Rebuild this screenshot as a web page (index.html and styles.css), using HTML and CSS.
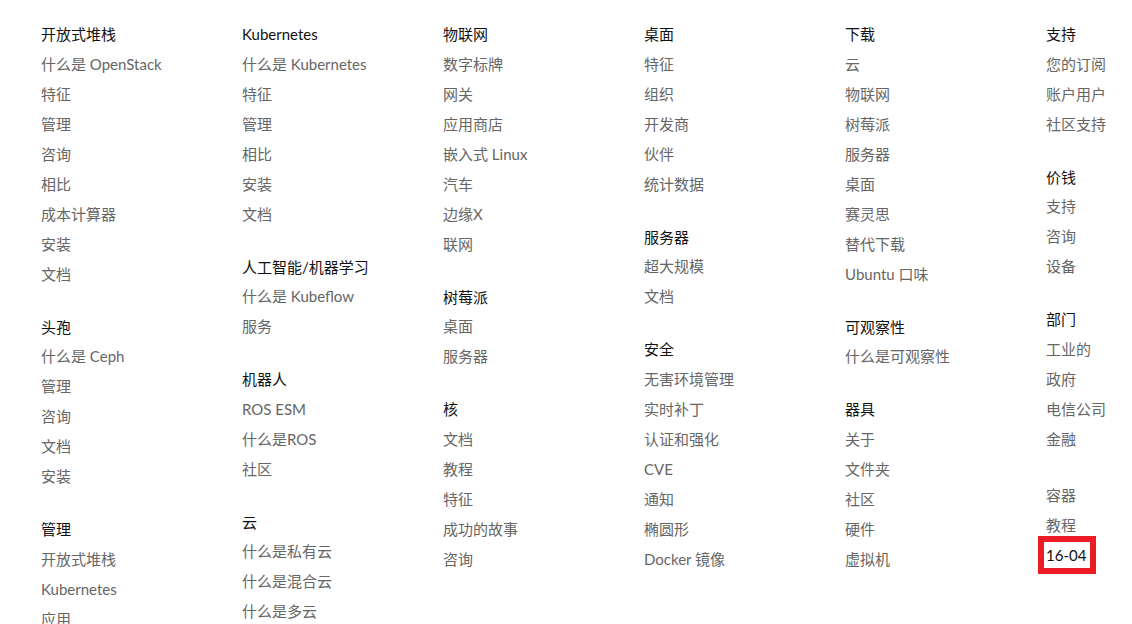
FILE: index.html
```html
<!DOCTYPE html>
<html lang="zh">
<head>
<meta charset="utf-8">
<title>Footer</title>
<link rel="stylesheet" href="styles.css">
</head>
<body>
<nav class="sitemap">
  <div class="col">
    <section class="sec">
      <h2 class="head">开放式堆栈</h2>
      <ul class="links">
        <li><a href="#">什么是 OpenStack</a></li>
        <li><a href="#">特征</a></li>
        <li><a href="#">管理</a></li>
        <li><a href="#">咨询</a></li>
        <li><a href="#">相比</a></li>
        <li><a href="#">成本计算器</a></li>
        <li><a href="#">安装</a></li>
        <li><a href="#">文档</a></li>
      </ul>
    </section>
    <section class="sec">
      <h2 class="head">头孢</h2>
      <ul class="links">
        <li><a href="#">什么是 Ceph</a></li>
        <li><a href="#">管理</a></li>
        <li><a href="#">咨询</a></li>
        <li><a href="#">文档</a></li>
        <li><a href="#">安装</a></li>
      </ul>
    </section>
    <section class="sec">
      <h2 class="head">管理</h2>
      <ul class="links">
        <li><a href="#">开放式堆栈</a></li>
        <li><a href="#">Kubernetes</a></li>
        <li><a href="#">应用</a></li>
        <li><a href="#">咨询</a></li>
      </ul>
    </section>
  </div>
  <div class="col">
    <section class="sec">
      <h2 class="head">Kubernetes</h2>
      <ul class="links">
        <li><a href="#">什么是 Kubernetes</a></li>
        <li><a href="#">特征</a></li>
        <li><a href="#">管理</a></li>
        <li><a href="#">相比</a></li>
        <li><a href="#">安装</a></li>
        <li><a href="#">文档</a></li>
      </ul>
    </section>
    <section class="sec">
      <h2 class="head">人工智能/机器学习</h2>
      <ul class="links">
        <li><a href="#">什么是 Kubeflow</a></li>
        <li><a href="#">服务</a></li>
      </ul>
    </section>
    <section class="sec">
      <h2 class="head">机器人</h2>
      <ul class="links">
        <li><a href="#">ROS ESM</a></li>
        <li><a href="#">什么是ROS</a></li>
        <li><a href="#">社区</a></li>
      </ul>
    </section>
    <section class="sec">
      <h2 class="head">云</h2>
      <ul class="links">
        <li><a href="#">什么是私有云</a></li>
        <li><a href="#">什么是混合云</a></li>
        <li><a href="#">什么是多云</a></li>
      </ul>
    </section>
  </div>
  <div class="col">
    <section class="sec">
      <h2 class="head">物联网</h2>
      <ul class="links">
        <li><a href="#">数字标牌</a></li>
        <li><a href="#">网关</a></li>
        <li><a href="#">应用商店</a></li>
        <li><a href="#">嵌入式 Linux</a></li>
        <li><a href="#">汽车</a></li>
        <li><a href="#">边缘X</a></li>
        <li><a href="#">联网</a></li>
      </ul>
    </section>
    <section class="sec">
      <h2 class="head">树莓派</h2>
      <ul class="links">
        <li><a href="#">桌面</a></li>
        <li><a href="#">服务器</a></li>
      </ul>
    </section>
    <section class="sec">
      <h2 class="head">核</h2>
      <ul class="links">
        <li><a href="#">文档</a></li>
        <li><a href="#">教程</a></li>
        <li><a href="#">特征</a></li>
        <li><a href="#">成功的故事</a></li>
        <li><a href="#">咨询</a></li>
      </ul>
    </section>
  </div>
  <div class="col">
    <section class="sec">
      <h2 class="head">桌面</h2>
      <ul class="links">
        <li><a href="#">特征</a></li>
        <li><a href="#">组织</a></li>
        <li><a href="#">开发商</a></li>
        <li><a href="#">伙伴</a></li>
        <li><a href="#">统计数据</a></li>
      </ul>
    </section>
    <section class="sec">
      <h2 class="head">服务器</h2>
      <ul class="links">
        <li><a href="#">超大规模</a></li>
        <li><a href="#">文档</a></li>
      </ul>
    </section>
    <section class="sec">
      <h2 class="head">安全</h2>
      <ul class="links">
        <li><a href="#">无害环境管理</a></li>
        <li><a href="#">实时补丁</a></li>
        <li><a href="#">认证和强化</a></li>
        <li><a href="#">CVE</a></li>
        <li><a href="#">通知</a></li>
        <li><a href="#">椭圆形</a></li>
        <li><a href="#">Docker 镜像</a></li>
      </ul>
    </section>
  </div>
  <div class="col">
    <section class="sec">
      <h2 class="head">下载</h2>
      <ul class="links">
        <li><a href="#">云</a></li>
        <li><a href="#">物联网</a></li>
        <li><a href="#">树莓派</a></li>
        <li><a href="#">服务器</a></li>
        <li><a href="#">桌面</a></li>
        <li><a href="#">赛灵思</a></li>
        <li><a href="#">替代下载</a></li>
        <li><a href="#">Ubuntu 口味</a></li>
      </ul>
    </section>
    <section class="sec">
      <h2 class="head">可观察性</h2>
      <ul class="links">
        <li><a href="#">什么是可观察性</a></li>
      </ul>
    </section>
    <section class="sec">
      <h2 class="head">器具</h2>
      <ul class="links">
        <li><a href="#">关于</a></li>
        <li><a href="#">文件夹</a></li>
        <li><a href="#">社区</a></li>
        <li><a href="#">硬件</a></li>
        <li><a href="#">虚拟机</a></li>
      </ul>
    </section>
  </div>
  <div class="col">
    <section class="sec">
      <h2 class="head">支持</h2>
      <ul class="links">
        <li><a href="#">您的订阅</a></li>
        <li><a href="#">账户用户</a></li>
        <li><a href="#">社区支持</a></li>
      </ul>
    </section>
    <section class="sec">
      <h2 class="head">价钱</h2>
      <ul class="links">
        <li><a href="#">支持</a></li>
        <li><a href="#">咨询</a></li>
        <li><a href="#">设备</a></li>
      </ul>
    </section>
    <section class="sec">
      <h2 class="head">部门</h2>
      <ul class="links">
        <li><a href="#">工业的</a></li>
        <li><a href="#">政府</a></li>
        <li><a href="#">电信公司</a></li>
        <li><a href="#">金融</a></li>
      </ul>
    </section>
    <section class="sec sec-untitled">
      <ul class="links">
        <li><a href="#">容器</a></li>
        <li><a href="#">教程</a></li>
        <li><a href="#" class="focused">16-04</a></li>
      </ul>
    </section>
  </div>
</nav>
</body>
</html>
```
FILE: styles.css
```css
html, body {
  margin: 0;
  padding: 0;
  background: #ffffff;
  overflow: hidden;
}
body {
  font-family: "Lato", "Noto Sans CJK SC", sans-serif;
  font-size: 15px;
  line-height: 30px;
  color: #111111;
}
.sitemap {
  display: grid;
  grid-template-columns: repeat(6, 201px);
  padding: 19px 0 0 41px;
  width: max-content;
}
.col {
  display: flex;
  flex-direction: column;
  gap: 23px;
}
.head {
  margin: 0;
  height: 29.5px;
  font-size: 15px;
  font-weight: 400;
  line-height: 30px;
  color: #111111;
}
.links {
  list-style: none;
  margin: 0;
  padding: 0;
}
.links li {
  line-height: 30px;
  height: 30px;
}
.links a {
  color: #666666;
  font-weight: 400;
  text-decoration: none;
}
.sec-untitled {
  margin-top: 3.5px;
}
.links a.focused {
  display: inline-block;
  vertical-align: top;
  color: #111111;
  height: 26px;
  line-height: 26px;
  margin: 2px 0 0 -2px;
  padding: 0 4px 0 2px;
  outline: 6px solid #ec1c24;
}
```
- - - - -
◆ **Work to do**:
Identify every line holding the word "index" and copy it out.

◆ **Response to this exercise**:
Rebuild this screenshot as a web page (index.html and styles.css), using HTML and CSS.
FILE: index.html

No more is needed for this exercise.